◆ Data excerpt:

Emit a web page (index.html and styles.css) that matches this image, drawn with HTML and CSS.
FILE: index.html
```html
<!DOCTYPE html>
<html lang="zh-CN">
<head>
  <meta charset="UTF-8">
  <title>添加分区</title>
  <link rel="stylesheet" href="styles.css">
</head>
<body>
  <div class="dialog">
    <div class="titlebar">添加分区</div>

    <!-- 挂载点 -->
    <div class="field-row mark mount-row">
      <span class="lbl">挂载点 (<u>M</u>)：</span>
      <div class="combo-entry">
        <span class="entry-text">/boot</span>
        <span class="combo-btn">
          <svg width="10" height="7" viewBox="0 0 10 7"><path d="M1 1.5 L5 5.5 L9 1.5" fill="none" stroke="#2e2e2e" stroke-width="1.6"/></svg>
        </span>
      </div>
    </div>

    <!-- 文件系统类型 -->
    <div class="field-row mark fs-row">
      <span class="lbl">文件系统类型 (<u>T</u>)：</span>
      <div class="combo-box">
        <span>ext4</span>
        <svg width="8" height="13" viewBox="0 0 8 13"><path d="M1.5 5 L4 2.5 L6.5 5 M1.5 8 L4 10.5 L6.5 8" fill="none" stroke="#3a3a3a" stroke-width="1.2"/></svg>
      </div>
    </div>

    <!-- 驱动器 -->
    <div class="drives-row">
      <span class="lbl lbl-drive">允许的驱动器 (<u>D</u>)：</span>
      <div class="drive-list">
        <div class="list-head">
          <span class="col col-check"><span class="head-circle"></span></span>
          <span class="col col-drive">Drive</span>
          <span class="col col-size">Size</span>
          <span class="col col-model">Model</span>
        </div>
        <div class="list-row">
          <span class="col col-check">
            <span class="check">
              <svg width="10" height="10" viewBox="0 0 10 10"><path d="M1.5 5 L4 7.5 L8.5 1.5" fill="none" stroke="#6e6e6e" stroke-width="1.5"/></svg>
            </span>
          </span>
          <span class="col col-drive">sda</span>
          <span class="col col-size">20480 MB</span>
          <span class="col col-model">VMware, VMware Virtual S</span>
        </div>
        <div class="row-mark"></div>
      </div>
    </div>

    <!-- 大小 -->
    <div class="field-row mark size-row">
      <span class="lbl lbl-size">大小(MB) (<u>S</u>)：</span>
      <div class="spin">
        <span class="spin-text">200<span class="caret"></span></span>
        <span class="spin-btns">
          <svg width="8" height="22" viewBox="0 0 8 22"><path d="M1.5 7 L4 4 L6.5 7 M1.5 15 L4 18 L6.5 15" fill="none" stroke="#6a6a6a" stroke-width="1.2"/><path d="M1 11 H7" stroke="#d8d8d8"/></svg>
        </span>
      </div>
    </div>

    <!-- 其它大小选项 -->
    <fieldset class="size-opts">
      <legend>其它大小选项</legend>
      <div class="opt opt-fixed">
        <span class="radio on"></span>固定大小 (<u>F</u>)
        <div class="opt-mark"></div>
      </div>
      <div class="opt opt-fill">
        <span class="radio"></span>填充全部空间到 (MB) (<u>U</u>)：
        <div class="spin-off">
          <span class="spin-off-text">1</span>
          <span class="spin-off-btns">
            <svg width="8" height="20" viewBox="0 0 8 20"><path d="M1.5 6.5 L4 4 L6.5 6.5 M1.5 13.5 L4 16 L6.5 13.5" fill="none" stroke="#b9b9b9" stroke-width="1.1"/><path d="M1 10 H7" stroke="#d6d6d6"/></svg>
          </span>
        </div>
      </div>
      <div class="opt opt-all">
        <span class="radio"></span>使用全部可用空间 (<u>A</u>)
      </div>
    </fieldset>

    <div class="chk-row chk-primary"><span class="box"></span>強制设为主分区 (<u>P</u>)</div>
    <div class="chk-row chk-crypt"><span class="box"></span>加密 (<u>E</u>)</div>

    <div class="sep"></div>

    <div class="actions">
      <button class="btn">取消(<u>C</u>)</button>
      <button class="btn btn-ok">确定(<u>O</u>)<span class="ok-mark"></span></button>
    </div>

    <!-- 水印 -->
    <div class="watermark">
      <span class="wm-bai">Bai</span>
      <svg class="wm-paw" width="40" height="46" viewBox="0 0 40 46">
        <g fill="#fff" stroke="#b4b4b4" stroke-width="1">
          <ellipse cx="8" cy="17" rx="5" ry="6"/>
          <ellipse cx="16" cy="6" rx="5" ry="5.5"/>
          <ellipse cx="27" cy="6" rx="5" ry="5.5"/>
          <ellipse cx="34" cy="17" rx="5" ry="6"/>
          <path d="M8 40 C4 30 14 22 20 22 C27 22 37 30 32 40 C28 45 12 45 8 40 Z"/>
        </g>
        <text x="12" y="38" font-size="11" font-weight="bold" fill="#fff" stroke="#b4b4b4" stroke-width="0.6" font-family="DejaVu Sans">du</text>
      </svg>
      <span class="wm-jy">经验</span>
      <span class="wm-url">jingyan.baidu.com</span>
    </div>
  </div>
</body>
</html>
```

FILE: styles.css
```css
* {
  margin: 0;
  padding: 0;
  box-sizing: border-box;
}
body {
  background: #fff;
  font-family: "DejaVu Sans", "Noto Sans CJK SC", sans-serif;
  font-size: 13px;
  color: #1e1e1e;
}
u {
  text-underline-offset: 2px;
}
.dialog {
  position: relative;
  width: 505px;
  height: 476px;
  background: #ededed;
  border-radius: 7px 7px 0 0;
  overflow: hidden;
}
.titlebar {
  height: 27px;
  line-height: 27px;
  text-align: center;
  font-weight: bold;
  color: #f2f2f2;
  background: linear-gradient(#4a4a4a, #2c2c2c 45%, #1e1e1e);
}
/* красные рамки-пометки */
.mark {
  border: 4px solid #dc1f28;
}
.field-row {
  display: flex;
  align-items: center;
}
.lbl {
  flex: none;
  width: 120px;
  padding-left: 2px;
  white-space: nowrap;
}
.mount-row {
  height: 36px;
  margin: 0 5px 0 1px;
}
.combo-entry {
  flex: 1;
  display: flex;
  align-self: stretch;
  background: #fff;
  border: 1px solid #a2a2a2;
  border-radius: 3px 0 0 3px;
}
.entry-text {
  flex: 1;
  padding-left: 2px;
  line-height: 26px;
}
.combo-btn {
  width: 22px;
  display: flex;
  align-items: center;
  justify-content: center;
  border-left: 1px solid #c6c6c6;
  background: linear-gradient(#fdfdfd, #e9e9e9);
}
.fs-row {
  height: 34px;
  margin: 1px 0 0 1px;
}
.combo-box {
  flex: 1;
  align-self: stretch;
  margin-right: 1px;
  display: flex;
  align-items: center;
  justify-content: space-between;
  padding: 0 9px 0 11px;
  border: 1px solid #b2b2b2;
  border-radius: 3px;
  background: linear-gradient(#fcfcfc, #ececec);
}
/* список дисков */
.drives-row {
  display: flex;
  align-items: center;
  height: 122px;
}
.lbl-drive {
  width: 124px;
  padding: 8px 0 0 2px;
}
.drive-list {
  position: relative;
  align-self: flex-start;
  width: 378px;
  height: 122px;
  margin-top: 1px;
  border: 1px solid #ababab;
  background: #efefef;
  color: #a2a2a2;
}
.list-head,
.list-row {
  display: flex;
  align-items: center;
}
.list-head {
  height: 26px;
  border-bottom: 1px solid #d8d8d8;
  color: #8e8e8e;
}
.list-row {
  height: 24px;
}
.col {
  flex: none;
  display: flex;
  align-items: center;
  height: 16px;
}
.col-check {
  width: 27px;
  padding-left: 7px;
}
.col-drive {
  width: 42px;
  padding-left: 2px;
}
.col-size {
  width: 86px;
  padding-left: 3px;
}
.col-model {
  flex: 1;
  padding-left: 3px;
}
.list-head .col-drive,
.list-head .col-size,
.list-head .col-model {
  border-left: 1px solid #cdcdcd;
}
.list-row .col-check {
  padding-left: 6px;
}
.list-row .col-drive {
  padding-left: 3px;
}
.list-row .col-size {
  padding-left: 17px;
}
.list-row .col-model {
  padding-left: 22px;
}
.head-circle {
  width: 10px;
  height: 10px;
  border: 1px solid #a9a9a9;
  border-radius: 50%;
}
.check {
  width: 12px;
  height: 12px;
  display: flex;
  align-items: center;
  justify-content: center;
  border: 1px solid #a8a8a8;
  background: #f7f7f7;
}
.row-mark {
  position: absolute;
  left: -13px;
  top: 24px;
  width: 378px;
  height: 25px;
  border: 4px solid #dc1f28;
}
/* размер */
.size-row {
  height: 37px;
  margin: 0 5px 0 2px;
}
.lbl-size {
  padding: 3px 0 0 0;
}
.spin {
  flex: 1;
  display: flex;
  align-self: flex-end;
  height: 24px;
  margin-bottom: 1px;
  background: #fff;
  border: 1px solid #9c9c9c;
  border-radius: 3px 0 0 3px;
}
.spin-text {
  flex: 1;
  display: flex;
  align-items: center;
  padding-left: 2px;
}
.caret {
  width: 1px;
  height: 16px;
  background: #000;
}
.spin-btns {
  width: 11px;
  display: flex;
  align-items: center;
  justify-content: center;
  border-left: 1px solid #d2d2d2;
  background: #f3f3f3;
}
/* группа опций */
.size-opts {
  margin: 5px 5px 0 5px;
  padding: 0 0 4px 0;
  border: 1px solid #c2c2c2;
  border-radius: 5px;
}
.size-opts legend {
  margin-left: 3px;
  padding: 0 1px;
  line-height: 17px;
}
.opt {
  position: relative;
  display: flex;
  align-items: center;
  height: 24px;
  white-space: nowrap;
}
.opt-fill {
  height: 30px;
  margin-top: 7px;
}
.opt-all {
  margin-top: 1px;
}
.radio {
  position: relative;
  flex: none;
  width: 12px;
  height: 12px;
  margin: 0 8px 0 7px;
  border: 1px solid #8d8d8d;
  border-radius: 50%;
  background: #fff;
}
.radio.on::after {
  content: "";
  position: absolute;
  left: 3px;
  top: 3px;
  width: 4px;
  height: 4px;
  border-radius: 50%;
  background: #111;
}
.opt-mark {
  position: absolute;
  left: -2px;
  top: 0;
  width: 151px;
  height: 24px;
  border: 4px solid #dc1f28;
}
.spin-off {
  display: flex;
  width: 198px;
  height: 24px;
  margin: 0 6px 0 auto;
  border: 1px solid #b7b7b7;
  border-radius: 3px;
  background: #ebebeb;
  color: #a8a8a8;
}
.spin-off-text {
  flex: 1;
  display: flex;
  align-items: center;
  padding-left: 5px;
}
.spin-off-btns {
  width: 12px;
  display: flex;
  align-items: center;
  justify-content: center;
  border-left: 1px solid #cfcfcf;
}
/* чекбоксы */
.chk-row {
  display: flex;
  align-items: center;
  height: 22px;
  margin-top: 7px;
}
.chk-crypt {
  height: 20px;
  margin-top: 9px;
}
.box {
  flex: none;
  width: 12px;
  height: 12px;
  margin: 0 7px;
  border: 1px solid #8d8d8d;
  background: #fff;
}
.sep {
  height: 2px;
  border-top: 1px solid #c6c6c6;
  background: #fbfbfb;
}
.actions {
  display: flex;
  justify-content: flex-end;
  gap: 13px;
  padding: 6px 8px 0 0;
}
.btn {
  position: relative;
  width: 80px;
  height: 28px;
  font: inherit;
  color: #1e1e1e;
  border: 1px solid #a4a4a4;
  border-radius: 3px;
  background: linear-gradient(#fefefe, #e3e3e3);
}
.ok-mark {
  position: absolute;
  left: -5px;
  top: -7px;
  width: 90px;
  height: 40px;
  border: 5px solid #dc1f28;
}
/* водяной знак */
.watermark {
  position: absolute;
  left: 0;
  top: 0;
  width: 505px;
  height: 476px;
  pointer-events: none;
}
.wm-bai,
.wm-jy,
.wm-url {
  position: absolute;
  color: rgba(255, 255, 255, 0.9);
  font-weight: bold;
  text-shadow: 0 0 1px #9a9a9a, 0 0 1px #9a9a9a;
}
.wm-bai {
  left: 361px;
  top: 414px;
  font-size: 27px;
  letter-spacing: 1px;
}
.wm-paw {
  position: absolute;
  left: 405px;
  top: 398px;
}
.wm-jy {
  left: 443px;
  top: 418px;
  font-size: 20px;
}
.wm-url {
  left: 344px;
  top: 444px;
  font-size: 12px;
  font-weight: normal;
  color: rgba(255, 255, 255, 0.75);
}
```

◆ Required work:
Copy every line in the listing above where the string "index" turns up.

◆ Correct answer:
Emit a web page (index.html and styles.css) that matches this image, drawn with HTML and CSS.
FILE: index.html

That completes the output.